INSTRUCTIONS FOR THE TASK
Transcribe the whole listing without a single picture.

DATASET CONTENT
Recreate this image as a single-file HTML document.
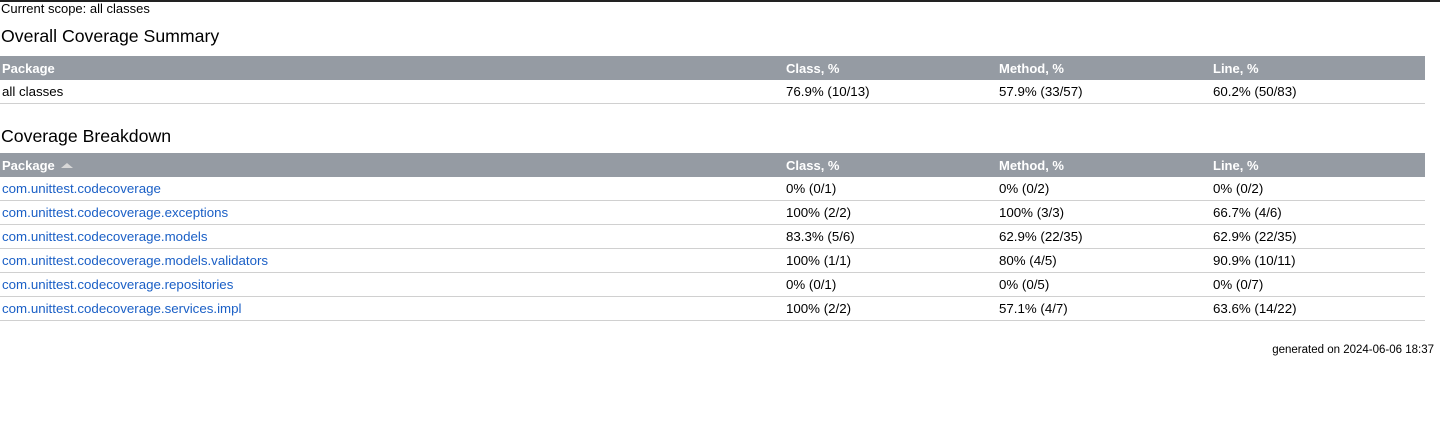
<!DOCTYPE html>
<html><head><style>
body{margin:0;font-family:"Liberation Sans",Arial,sans-serif;font-size:13px;color:#000;background:#fff;width:1440px;height:448px;overflow:hidden;position:relative}
.topbar{height:2px;background:#222}
.scope{position:absolute;left:1px;top:1px;font-size:13px;line-height:16px}
h1{position:absolute;left:1px;margin:0;font-size:17.7px;font-weight:normal;line-height:22px}
table{position:absolute;left:0;width:1425px;border-collapse:collapse}
th{background:#959ba3;color:#fff;text-align:left;font-weight:bold;height:24px;padding:0 2px;font-size:13px}
td{height:23px;padding:0 2px;border-bottom:1px solid #d0d0d0;font-size:13.3px}
td a{color:#1a5fc6;text-decoration:none}
.c1{width:780px}.c2{width:209px}.c3{width:210px}
.arrow{display:inline-block;width:0;height:0;border-left:6px solid transparent;border-right:6px solid transparent;border-bottom:5px solid #d8d8d8;margin-left:6px;vertical-align:middle;position:relative;top:-1px}
.gen{position:absolute;right:6px;top:344px;font-size:11.5px}
</style></head><body>
<div class="topbar"></div>
<div class="scope">Current scope: all classes</div>
<h1 style="top:25px">Overall Coverage Summary</h1>
<table style="top:56px">
<tr><th class="c1">Package</th><th class="c2">Class, %</th><th class="c3">Method, %</th><th>Line, %</th></tr>
<tr><td>all classes</td><td>76.9% (10/13)</td><td>57.9% (33/57)</td><td>60.2% (50/83)</td></tr>
</table>
<h1 style="top:125px">Coverage Breakdown</h1>
<table style="top:153px">
<tr><th class="c1">Package<span class="arrow"></span></th><th class="c2">Class, %</th><th class="c3">Method, %</th><th>Line, %</th></tr>
<tr><td><a>com.unittest.codecoverage</a></td><td>0% (0/1)</td><td>0% (0/2)</td><td>0% (0/2)</td></tr>
<tr><td><a>com.unittest.codecoverage.exceptions</a></td><td>100% (2/2)</td><td>100% (3/3)</td><td>66.7% (4/6)</td></tr>
<tr><td><a>com.unittest.codecoverage.models</a></td><td>83.3% (5/6)</td><td>62.9% (22/35)</td><td>62.9% (22/35)</td></tr>
<tr><td><a>com.unittest.codecoverage.models.validators</a></td><td>100% (1/1)</td><td>80% (4/5)</td><td>90.9% (10/11)</td></tr>
<tr><td><a>com.unittest.codecoverage.repositories</a></td><td>0% (0/1)</td><td>0% (0/5)</td><td>0% (0/7)</td></tr>
<tr><td><a>com.unittest.codecoverage.services.impl</a></td><td>100% (2/2)</td><td>57.1% (4/7)</td><td>63.6% (14/22)</td></tr>
</table>
<div class="gen">generated on 2024-06-06 18:37</div>
</body></html>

THE REPLY
Recreate this image as a single-file HTML document.
<!DOCTYPE html>
<html><head><style>
body{margin:0;font-family:"Liberation Sans",Arial,sans-serif;font-size:13px;color:#000;background:#fff;width:1440px;height:448px;overflow:hidden;position:relative}
.topbar{height:2px;background:#222}
.scope{position:absolute;left:1px;top:1px;font-size:13px;line-height:16px}
h1{position:absolute;left:1px;margin:0;font-size:17.7px;font-weight:normal;line-height:22px}
table{position:absolute;left:0;width:1425px;border-collapse:collapse}
th{background:#959ba3;color:#fff;text-align:left;font-weight:bold;height:24px;padding:0 2px;font-size:13px}
td{height:23px;padding:0 2px;border-bottom:1px solid #d0d0d0;font-size:13.3px}
td a{color:#1a5fc6;text-decoration:none}
.c1{width:780px}.c2{width:209px}.c3{width:210px}
.arrow{display:inline-block;width:0;height:0;border-left:6px solid transparent;border-right:6px solid transparent;border-bottom:5px solid #d8d8d8;margin-left:6px;vertical-align:middle;position:relative;top:-1px}
.gen{position:absolute;right:6px;top:344px;font-size:11.5px}
</style></head><body>
<div class="topbar"></div>
<div class="scope">Current scope: all classes</div>
<h1 style="top:25px">Overall Coverage Summary</h1>
<table style="top:56px">
<tr><th class="c1">Package</th><th class="c2">Class, %</th><th class="c3">Method, %</th><th>Line, %</th></tr>
<tr><td>all classes</td><td>76.9% (10/13)</td><td>57.9% (33/57)</td><td>60.2% (50/83)</td></tr>
</table>
<h1 style="top:125px">Coverage Breakdown</h1>
<table style="top:153px">
<tr><th class="c1">Package<span class="arrow"></span></th><th class="c2">Class, %</th><th class="c3">Method, %</th><th>Line, %</th></tr>
<tr><td><a>com.unittest.codecoverage</a></td><td>0% (0/1)</td><td>0% (0/2)</td><td>0% (0/2)</td></tr>
<tr><td><a>com.unittest.codecoverage.exceptions</a></td><td>100% (2/2)</td><td>100% (3/3)</td><td>66.7% (4/6)</td></tr>
<tr><td><a>com.unittest.codecoverage.models</a></td><td>83.3% (5/6)</td><td>62.9% (22/35)</td><td>62.9% (22/35)</td></tr>
<tr><td><a>com.unittest.codecoverage.models.validators</a></td><td>100% (1/1)</td><td>80% (4/5)</td><td>90.9% (10/11)</td></tr>
<tr><td><a>com.unittest.codecoverage.repositories</a></td><td>0% (0/1)</td><td>0% (0/5)</td><td>0% (0/7)</td></tr>
<tr><td><a>com.unittest.codecoverage.services.impl</a></td><td>100% (2/2)</td><td>57.1% (4/7)</td><td>63.6% (14/22)</td></tr>
</table>
<div class="gen">generated on 2024-06-06 18:37</div>
</body></html>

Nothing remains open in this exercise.